Forget Intel, This Tiny Chip Stock Is Ready To Soar

| July 15, 2009

Did you hear the news?  Intel (INTC) had a blowout quarter.  Last night, they reported sales and earnings that surprisingly soared past everyone’s expectations.  With the world mired in deep recession, nobody was looking for a strong showing from the chip maker.

But, that’s not all.

The company also issued a much stronger than expected forecast for next quarter.  In a surprise announcement, the company said revenue and gross margins will be significantly higher than analysts’ estimates.

This startling news is causing quite a stir.

The markets are surging.  As I write this, the Dow’s up more than 200 points for a better than 2.5% gain.  The semiconductor industry’s up almost 4%.  And, Intel is bounding higher by more than 7%!

So, what’s behind this buying frenzy?

Many believe Intel’s numbers and guidance signal the recession has bottomed (at least for the tech sector).  The company’s strong sales are evidence consumer demand for PCs is starting to pick up.  And, their decision to provide quarterly guidance (which they had stopped doing in January) is a sign order rates are becoming more predictable.

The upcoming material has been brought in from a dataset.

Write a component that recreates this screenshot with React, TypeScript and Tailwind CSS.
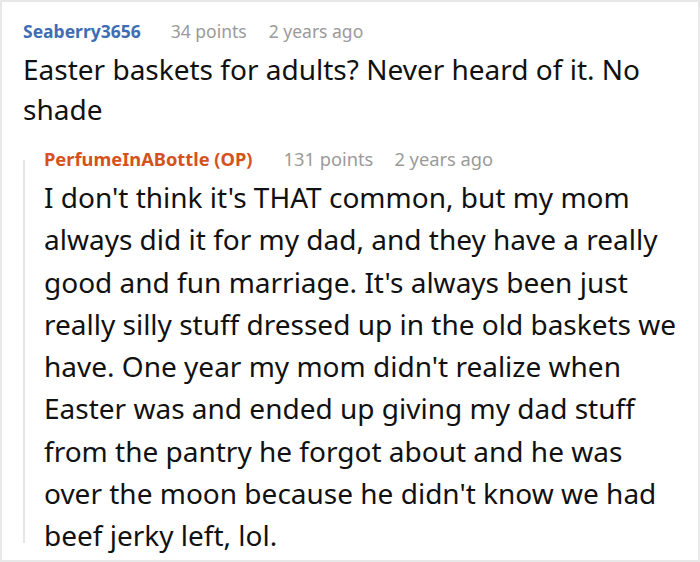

Not to mention, Intel’s CEO said in April, sales had “bottomed out” in the first quarter and the chip industry was returning to normal seasonal patterns.  Investors were pretty skeptical when this statement was made.  But, in light of the company’s strong earnings, it now bodes extremely well for the industry.

Chip makers typically do better in the second half of the year. With the worst apparently behind the leader of the pack, the entire industry is setting up for a strong rally over the next six months.

The big question now is how can you profit from this trend?

One way of course is to buy shares of Intel.  They’re the largest chip maker in the world.  The company is a blue chip and member of the Dow Jones Industrials.  And, with 75% of all computers in the world running on Intel microprocessors, they’re sure to show steady performance as the industry recovers.

But, that’s a bit boring – what about something a little sexier?

A few months ago, I recommended an amazing chip technology company called Ceva (CEVA) to subscribers of my advisory service, Penny Stock Breakouts.  This tiny company is a leading provider of digital signal processor (DSP) technology.

Over a billion chips worldwide run on this company’s cutting edge technology.  Everything from wireless handsets to portable audio devices to digital cameras to digital TVs uses this technology.

The company’s customer list reads like a who’s who of the technology sector.  Companies like Broadcom, Nintendo, Nokia, Samsung, and Sony Ericsson, just to name a few.

But, here’s the best part…

The company’s business model is absolutely ingenious.

Rather than manufacture the chips themselves, they license their DSP technology to chip makers around the globe.  They make money by collecting a lucrative royalty on every chip sold.  And, they keep their costs low by not having to spend billions on factories, equipment, and workers.

As you can imagine, their profit margins are sky high.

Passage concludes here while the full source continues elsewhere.